List every line below containing "index".
******
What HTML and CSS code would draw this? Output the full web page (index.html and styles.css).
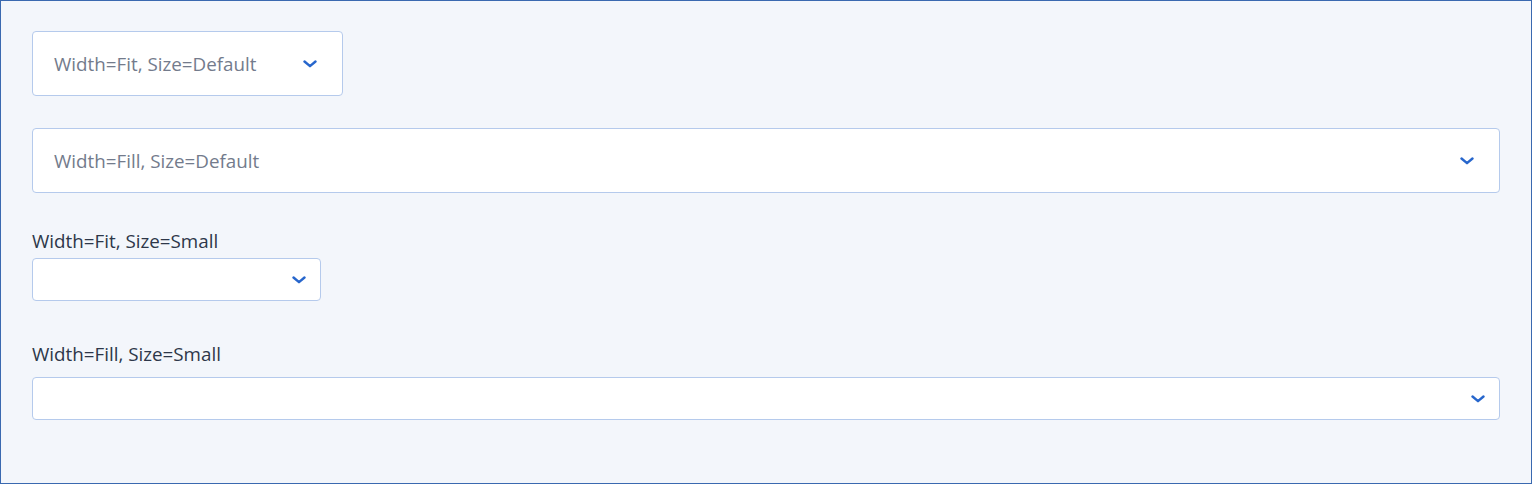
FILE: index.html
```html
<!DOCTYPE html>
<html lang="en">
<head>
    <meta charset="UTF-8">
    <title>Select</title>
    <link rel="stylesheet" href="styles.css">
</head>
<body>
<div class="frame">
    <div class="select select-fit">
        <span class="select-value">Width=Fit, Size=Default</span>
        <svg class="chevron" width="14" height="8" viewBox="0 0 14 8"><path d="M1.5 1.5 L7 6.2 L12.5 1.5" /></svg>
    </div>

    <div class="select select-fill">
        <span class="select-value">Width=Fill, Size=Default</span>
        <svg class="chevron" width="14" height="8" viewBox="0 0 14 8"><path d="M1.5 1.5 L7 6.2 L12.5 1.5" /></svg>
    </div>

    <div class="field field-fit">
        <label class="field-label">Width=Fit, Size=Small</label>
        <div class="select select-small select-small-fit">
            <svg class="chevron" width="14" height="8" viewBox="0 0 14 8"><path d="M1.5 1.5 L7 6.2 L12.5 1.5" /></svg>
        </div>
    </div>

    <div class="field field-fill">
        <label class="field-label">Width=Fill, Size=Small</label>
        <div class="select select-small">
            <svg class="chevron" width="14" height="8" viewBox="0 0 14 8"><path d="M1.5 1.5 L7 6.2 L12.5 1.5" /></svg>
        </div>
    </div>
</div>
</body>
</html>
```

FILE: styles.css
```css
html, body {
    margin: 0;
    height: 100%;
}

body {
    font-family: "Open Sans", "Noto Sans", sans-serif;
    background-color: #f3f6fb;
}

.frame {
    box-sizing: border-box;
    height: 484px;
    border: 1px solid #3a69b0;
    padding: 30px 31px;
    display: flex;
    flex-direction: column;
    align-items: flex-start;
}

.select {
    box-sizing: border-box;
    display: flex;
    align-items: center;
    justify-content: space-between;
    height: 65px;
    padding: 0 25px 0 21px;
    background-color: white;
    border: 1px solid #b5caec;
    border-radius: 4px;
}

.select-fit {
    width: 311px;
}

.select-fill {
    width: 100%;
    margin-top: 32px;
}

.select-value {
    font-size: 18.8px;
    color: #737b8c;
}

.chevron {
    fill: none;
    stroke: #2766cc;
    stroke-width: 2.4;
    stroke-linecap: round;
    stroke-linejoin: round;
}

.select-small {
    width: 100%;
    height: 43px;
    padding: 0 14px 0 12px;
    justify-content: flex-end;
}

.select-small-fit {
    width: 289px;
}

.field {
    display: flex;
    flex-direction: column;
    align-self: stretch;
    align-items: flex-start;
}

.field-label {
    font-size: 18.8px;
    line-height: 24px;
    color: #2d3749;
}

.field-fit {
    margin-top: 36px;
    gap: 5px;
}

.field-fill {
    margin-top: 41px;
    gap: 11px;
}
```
******
> _Reply to the task_:
What HTML and CSS code would draw this? Output the full web page (index.html and styles.css).
FILE: index.html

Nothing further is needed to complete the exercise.